This document is a brief introduction to HTML and XHTML. W3C (the World Wide Web Consortium) provides specifications of these languages on its web site [HTML4.01, XHTML1.1]. Once you are reasonably familiar with the possibilities the languages provide, these specifications are all you need to understand and write web pages.
HTML (Hyper Text Markup Language) is the original Web page language. XHTML is an XML language based on HTML, with the exactly the same power but a more regular syntax that can be processed by XML tools. Both languages are accepted by current browsers (this page is XHTML). If you are just starting to learn, you should learn XHTML.
Both HTML and XHTML are designed to express
the structure of documents,
rather than merely their presentation.
A separate language, CSS (Cascading Style Sheets),
provides powerful and detailed control of presentation,
far more than was ever provided by HTML
[CSS1,
CSS2.1].
As the HTML specification states,
Experience has shown that separating the structure of a document
from its presentational aspects
reduces the cost of serving a wide range of platforms, media, etc.,
and facilitates document revisions.
(X)HTML elements are divided into block elements that are rendered as rectangles of the window, usually in a vertical stack; and inline elements that are catenated horizontally and then broken into lines that are rendered as parts of a block.
You may find it helpful to save this page and examine it with a text editor to see how a web page is put together. You can experiment with (X)HTML by writing your own test pages and opening them in a browser to see how they may be presented.
The W3C specifications are the definitions of the two languages; some tools and browsers (especially those produced by for-profit groups) produce or read variations on the definitions, but it is to your advantage to stick to the standard.
The XHTML specification is quite brief, and simply explains how to express what HTML expresses in an XML syntax.
The HTML specification contains the meat of both languages. Besides the table of contents, the specification has an index, and useful tables of all the elements and all their attributes. The table of contents is on the main page, and the tables of elements and attributes and the index are accessible through links at the top of each page.
Once you have become reasonably familiar with XHTML and HTML, you probably will want to play with how your pages are presented.
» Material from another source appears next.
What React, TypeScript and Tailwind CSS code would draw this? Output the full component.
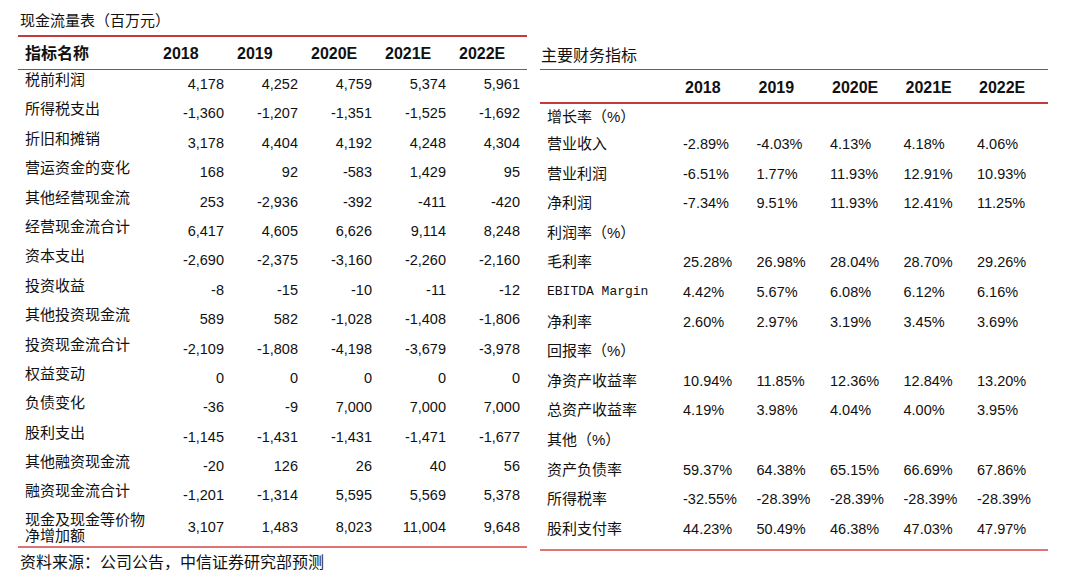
import React from 'react'

const font = "font-['Liberation_Sans','Noto_Sans_CJK_SC',sans-serif]";

const years = ["2018", "2019", "2020E", "2021E", "2022E"];

const cashFlow: [string, string[]][] = [
  ["税前利润", ["4,178", "4,252", "4,759", "5,374", "5,961"]],
  ["所得税支出", ["-1,360", "-1,207", "-1,351", "-1,525", "-1,692"]],
  ["折旧和摊销", ["3,178", "4,404", "4,192", "4,248", "4,304"]],
  ["营运资金的变化", ["168", "92", "-583", "1,429", "95"]],
  ["其他经营现金流", ["253", "-2,936", "-392", "-411", "-420"]],
  ["经营现金流合计", ["6,417", "4,605", "6,626", "9,114", "8,248"]],
  ["资本支出", ["-2,690", "-2,375", "-3,160", "-2,260", "-2,160"]],
  ["投资收益", ["-8", "-15", "-10", "-11", "-12"]],
  ["其他投资现金流", ["589", "582", "-1,028", "-1,408", "-1,806"]],
  ["投资现金流合计", ["-2,109", "-1,808", "-4,198", "-3,679", "-3,978"]],
  ["权益变动", ["0", "0", "0", "0", "0"]],
  ["负债变化", ["-36", "-9", "7,000", "7,000", "7,000"]],
  ["股利支出", ["-1,145", "-1,431", "-1,431", "-1,471", "-1,677"]],
  ["其他融资现金流", ["-20", "126", "26", "40", "56"]],
  ["融资现金流合计", ["-1,201", "-1,314", "5,595", "5,569", "5,378"]],
];

const ratios: [string, string[] | null][] = [
  ["增长率（%）", null],
  ["营业收入", ["-2.89%", "-4.03%", "4.13%", "4.18%", "4.06%"]],
  ["营业利润", ["-6.51%", "1.77%", "11.93%", "12.91%", "10.93%"]],
  ["净利润", ["-7.34%", "9.51%", "11.93%", "12.41%", "11.25%"]],
  ["利润率（%）", null],
  ["毛利率", ["25.28%", "26.98%", "28.04%", "28.70%", "29.26%"]],
  ["EBITDA Margin", ["4.42%", "5.67%", "6.08%", "6.12%", "6.16%"]],
  ["净利率", ["2.60%", "2.97%", "3.19%", "3.45%", "3.69%"]],
  ["回报率（%）", null],
  ["净资产收益率", ["10.94%", "11.85%", "12.36%", "12.84%", "13.20%"]],
  ["总资产收益率", ["4.19%", "3.98%", "4.04%", "4.00%", "3.95%"]],
  ["其他（%）", null],
  ["资产负债率", ["59.37%", "64.38%", "65.15%", "66.69%", "67.86%"]],
  ["所得税率", ["-32.55%", "-28.39%", "-28.39%", "-28.39%", "-28.39%"]],
  ["股利支付率", ["44.23%", "50.49%", "46.38%", "47.03%", "47.97%"]],
];

function RedLine() {
  return <div className="h-[1.5px] bg-[#c23b3b]" />;
}

function BottomLine() {
  return <div className="h-[2px] bg-[#df7474]" />;
}

export default function App() {
  return (
    <div className={`w-[1068px] h-[580px] bg-white text-[#111] ${font} flex`}>
      {/* 现金流量表 */}
      <div className="ml-[18px] w-[509px]">
        <div className="h-[35px] pt-[11px] pl-[2px] text-[15px] leading-[20px]">现金流量表（百万元）</div>
        <RedLine />
        <div className="grid grid-cols-[139px_repeat(5,74px)] h-[32px] pt-[7px] text-[16px] leading-[20px] font-bold">
          <div className="pl-[7px]">指标名称</div>
          {years.map((y) => (
            <div key={y} className="pl-[6px]">{y}</div>
          ))}
        </div>
        <RedLine />
        {cashFlow.map(([label, vals]) => (
          <div key={label} className="grid grid-cols-[139px_repeat(5,74px)] h-[29.4px]">
            <div className="pl-[7px] text-[15px] leading-[20px]">{label}</div>
            {vals.map((v, i) => (
              <div key={i} className="pt-[4px] pr-[7px] text-right text-[14.5px] leading-[20px]">{v}</div>
            ))}
          </div>
        ))}
        <div className="grid grid-cols-[139px_repeat(5,74px)] h-[35px]">
          <div className="pl-[7px] pt-[1px] text-[15px] leading-[16px]">
            现金及现金等价物
            <br />
            净增加额
          </div>
          {["3,107", "1,483", "8,023", "11,004", "9,648"].map((v, i) => (
            <div key={i} className="pt-[6.5px] pr-[7px] text-right text-[14.5px] leading-[20px]">{v}</div>
          ))}
        </div>
        <BottomLine />
        <div className="mt-[5px] pl-[2px] text-[16px] leading-[20px]">资料来源：公司公告，中信证券研究部预测</div>
      </div>

      {/* 主要财务指标 */}
      <div className="ml-[13px] w-[508px]">
        <div className="h-[68.5px] pt-[46px] pl-[1px] text-[16px] leading-[20px]">主要财务指标</div>
        <RedLine />
        <div className="grid grid-cols-[140px_repeat(5,73.5px)] h-[32px] pt-[8px] text-[16px] leading-[20px] font-bold">
          <div />
          {years.map((y) => (
            <div key={y} className="pl-[5px]">{y}</div>
          ))}
        </div>
        <RedLine />
        <div className="pb-[5px]">
          {ratios.map(([label, vals], idx) => (
            <div
              key={label}
              className={`grid grid-cols-[140px_repeat(5,73.5px)] ${idx === 0 ? "h-[25.7px] pt-[3.5px]" : "h-[29.6px] pt-[4.8px]"}`}
            >
              {label === "EBITDA Margin" ? (
                <div className="pl-[7px] font-['Liberation_Mono',monospace] text-[13px] leading-[20px]">{label}</div>
              ) : (
                <div className="pl-[7px] text-[15px] leading-[20px]">{label}</div>
              )}
              {vals &&
                vals.map((v, i) => (
                  <div key={i} className="pl-[3px] text-[14.5px] leading-[20px]">{v}</div>
                ))}
            </div>
          ))}
        </div>
        <BottomLine />
      </div>
    </div>
  )
}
The best way to do this is to learn and use CSS. Two versions of CSS have been defined at this writing: CSS1 is much simpler and will do most of what you want, while CSS2.1 is considerably more complex and may be postponed until you need something CSS1 won't do.
You may define a separate style sheet
and link to it from your web documents
(that is how this document's style is defined)
using a link
element in the document's head
;
or you can include style information
for a single page
in a style
element in that page's
head
;
and finally,
an individual element's presentation can be controlled
by style information in its style
attribute.
More-local style has higher priority
(thus the 'cascading' in the CSS name).
W3C provides an online validation service for web pages and style sheets. Click the icons at the bottom right of this page to validate this page and its style information; you will be taken to URLs where you can also validate your own documents, whether they are accessible by URL or are local copies on your machine. You should take advantage of this service.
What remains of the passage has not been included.